Items listed in a dataset:
####
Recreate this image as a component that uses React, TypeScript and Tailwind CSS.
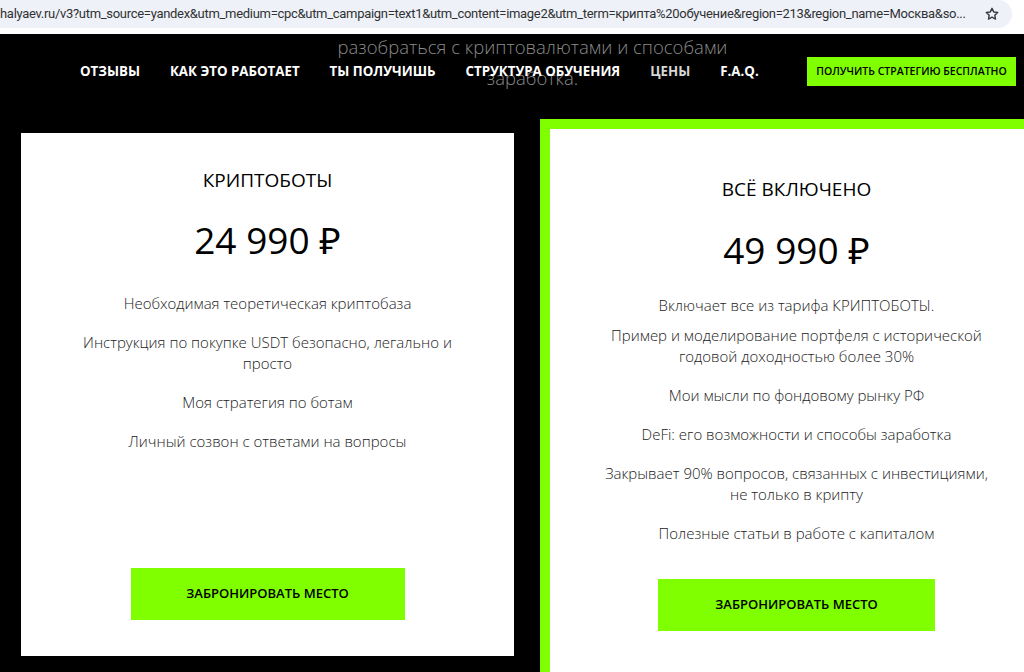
import React from "react";

const font = { fontFamily: '"Open Sans", "Noto Sans", "DejaVu Sans", sans-serif' };

const navItems = ["ОТЗЫВЫ", "КАК ЭТО РАБОТАЕТ", "ТЫ ПОЛУЧИШЬ", "СТРУКТУРА ОБУЧЕНИЯ", "ЦЕНЫ", "F.A.Q."];

function Star() {
  return (
    <svg width="16" height="16" viewBox="0 0 24 24" fill="none" stroke="#3c4043" strokeWidth="2.2" strokeLinejoin="round">
      <path d="M12 3.5l2.6 5.4 5.9.8-4.3 4.1 1 5.8L12 16.8l-5.2 2.8 1-5.8-4.3-4.1 5.9-.8z" />
    </svg>
  );
}

function Feature({ children }: { children: React.ReactNode }) {
  return <p className="text-[15px] leading-[21px] font-light text-[#222] text-center">{children}</p>;
}

export default function App() {
  return (
    <div className="w-[1024px] h-[672px] overflow-hidden bg-black relative" style={font}>
      {/* browser url bar */}
      <div className="h-[34px] bg-white">
        <div className="h-[28px] w-[1012px] bg-[#eef1f7] rounded-r-full flex items-center justify-between pr-[12px]">
          <span className="text-[13px] text-[#303134] whitespace-nowrap tracking-[-0.3px]" style={{ fontFamily: '"Roboto", "Liberation Sans", sans-serif' }}>
            halyaev.ru/v3?utm_source=yandex&amp;utm_medium=cpc&amp;utm_campaign=text1&amp;utm_content=image2&amp;utm_term=крипта%20обучение&amp;region=213&amp;region_name=Москва&amp;so...
          </span>
          <Star />
        </div>
      </div>

      {/* overlay background text */}
      <div className="absolute left-[325px] top-[31px] w-[415px] text-[18.5px] leading-[31px] font-light text-[#8a8a8a] text-center whitespace-nowrap">
        <div>разобраться с криптовалютами и способами</div>
        <div>заработка.</div>
      </div>

      {/* nav */}
      <div className="relative h-[85px] flex items-center pl-[80px] pb-[10px]">
        <div className="flex items-center gap-[30px]">
          {navItems.map((n) => (
            <span key={n} className={`text-[13.3px] font-bold whitespace-nowrap ${n === "ЦЕНЫ" ? "text-[#d6d6d6]" : "text-white"}`}>
              {n}
            </span>
          ))}
        </div>
        <div className="ml-auto mr-[8px] w-[209px] h-[29px] bg-[#7fff00] flex items-center justify-center">
          <span className="text-[10.5px] font-semibold text-black whitespace-nowrap">ПОЛУЧИТЬ СТРАТЕГИЮ БЕСПЛАТНО</span>
        </div>
      </div>

      {/* cards */}
      <div className="flex items-start">
        <div className="shrink-0 ml-[21px] mt-[14px] w-[493px] h-[523px] bg-white flex flex-col items-center pt-[36px] pb-[36px]">
          <h3 className="text-[19px] leading-[22px] font-medium text-black">КРИПТОБОТЫ</h3>
          <div className="mt-[27px] text-[37px] leading-[44px] text-black">24 990 ₽</div>
          <div className="mt-[31px] w-[400px] flex flex-col gap-[18px]">
            <Feature>Необходимая теоретическая криптобаза</Feature>
            <Feature>Инструкция по покупке USDT безопасно, легально и просто</Feature>
            <Feature>Моя стратегия по ботам</Feature>
            <Feature>Личный созвон с ответами на вопросы</Feature>
          </div>
          <div className="mt-auto w-[274px] h-[52px] bg-[#7fff00] flex items-center justify-center">
            <span className="text-[13px] font-semibold text-black">ЗАБРОНИРОВАТЬ МЕСТО</span>
          </div>
        </div>

        <div className="ml-[26px] shrink-0 w-[513px] h-[600px] border-[10px] border-[#7fff00] bg-white flex flex-col items-center pt-[49px]">
          <h3 className="text-[19px] leading-[22px] font-medium text-black">ВСЁ ВКЛЮЧЕНО</h3>
          <div className="mt-[28px] text-[37px] leading-[44px] text-black">49 990 ₽</div>
          <div className="mt-[23px] w-[395px] flex flex-col">
            <Feature>Включает все из тарифа КРИПТОБОТЫ.</Feature>
            <div className="mt-[9px] flex flex-col gap-[18px]">
              <Feature>Пример и моделирование портфеля с исторической годовой доходностью более 30%</Feature>
              <Feature>Мои мысли по фондовому рынку РФ</Feature>
              <Feature>DeFi: его возможности и способы заработка</Feature>
              <Feature>Закрывает 90% вопросов, связанных с инвестициями, не только в крипту</Feature>
              <Feature>Полезные статьи в работе с капиталом</Feature>
            </div>
          </div>
          <div className="mt-[35px] w-[277px] h-[52px] bg-[#7fff00] flex items-center justify-center">
            <span className="text-[13px] font-semibold text-black">ЗАБРОНИРОВАТЬ МЕСТО</span>
          </div>
        </div>
      </div>
    </div>
  );
}
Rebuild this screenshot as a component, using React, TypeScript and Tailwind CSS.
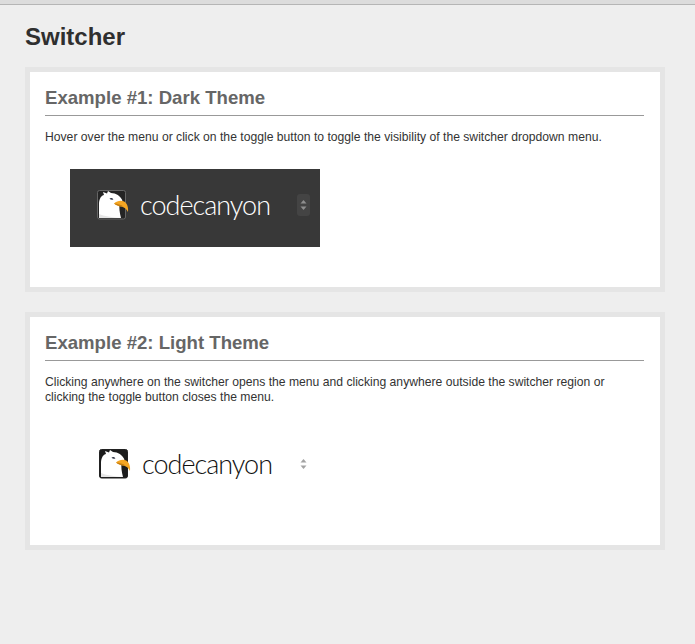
const sans = { fontFamily: '"Liberation Sans", Arial, sans-serif' };

type LogoProps = {
  dark?: boolean;
};

function EagleIcon({ dark = false }: LogoProps): React.JSX.Element {
  return (
    <svg width="32" height="30" viewBox="0 0 32 30" className="shrink-0">
      <rect x="0.5" y="0.5" width="28" height="28.5" rx="2" fill={dark ? "#242424" : "#1c1c1c"} stroke={dark ? "#666" : "#222"} />
      <path
        d="M2 28 L2 13 C2.5 8 4.5 5.5 7 5 L6 2 L10 3.6 L11 1 L14 3 C19 3 23.5 6 25.5 10.5 L22.5 13 C22 17 22.5 23 24 28 Z"
        fill="#fff"
      />
      <path d="M2 28 L2 24 C7 26 15 27.4 24 28 Z" fill="#e6e6e6" />
      <path d="M12.5 8.6 C13.6 7.6 15.4 7.8 16.4 9.4 C15 10.2 13.6 10 12.5 8.6 Z" fill="#33394a" />
      <path
        d="M17 13.4 C20 10.6 24.5 10 27.2 11.6 C30 13.4 31.6 17 31 22 C29.6 19 27.2 17.2 24.2 16.6 C21.6 16 19.2 15.2 17 13.4 Z"
        fill="#f5a623"
      />
      <path d="M17 13.4 C20.5 13.8 24 14.4 26.6 16.4 L24.2 16.6 C21.6 16 19.2 15.2 17 13.4 Z" fill="#c77f12" />
    </svg>
  );
}

function Toggle({ dark = false }: LogoProps): React.JSX.Element {
  const color = dark ? "#8f8f8f" : "#a3a3a3";
  return (
    <div className={`flex h-[22px] w-[13px] items-center justify-center rounded-[3px] ${dark ? "bg-[#444444]" : ""}`}>
      <svg width="7" height="12" viewBox="0 0 7 12">
        <path d="M3.5 1 L6.5 4.5 L0.5 4.5 Z" fill={color} />
        <path d="M3.5 11 L6.5 7.5 L0.5 7.5 Z" fill={color} />
      </svg>
    </div>
  );
}

export default function App(): React.JSX.Element {
  return (
    <div className="min-h-[644px] bg-[#eeeeee] text-[#333333]" style={sans}>
      <div className="h-[5px] border-b border-[#b5b5b5] bg-[#dcdcdc]" />
      <div className="pr-[30px] pl-[25px]">
        <h1 className="pt-[17px] pb-[16px] text-[24px] leading-[29px] font-bold text-[#2f2f2f]">Switcher</h1>

        {/* Example 1 */}
        <section className="h-[225px] border-[5px] border-[#e5e5e5] bg-white pr-[16px] pl-[15px]">
          <h2 className="mt-[14px] border-b border-[#999999] pb-[6px] text-[18.6px] leading-[23px] font-bold text-[#666666]">
            Example #1: Dark Theme
          </h2>
          <p className="mt-[14px] text-[12.17px] leading-[15px]">
            Hover over the menu or click on the toggle button to toggle the visibility of the switcher dropdown menu.
          </p>
          <div className="mt-[24px] ml-[25px] flex h-[78px] w-[250px] items-center bg-[#383838] pr-[10px] pb-[6px] pl-[27px]">
            <EagleIcon dark />
            <span
              className="ml-[11px] flex-1 text-[27px] leading-[32px] font-light tracking-[-1px] text-white"
              style={{ fontFamily: "Lato, sans-serif" }}
            >
              codecanyon
            </span>
            <Toggle dark />
          </div>
        </section>

        {/* Example 2 */}
        <section className="mt-[20px] h-[238px] border-[5px] border-[#e5e5e5] bg-white pr-[16px] pl-[15px]">
          <h2 className="mt-[14px] border-b border-[#999999] pb-[6px] text-[18.6px] leading-[23px] font-bold text-[#666666]">
            Example #2: Light Theme
          </h2>
          <p className="mt-[14px] text-[12.17px] leading-[15px]">
            Clicking anywhere on the switcher opens the menu and clicking anywhere outside the switcher region or clicking the toggle button closes the menu.
          </p>
          <div className="mt-[23px] ml-[25px] flex h-[78px] w-[250px] items-center pr-[10px] pb-[6px] pl-[29px]">
            <EagleIcon />
            <span
              className="ml-[11px] flex-1 text-[27px] leading-[32px] font-light tracking-[-1px] text-[#111111]"
              style={{ fontFamily: "Lato, sans-serif" }}
            >
              codecanyon
            </span>
            <Toggle />
          </div>
        </section>
      </div>
    </div>
  );
}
####
Task statement »
From the listing above, pick out each line where the word "this" appears.

Written solution »
Recreate this image as a component that uses React, TypeScript and Tailwind CSS.
Rebuild this screenshot as a component, using React, TypeScript and Tailwind CSS.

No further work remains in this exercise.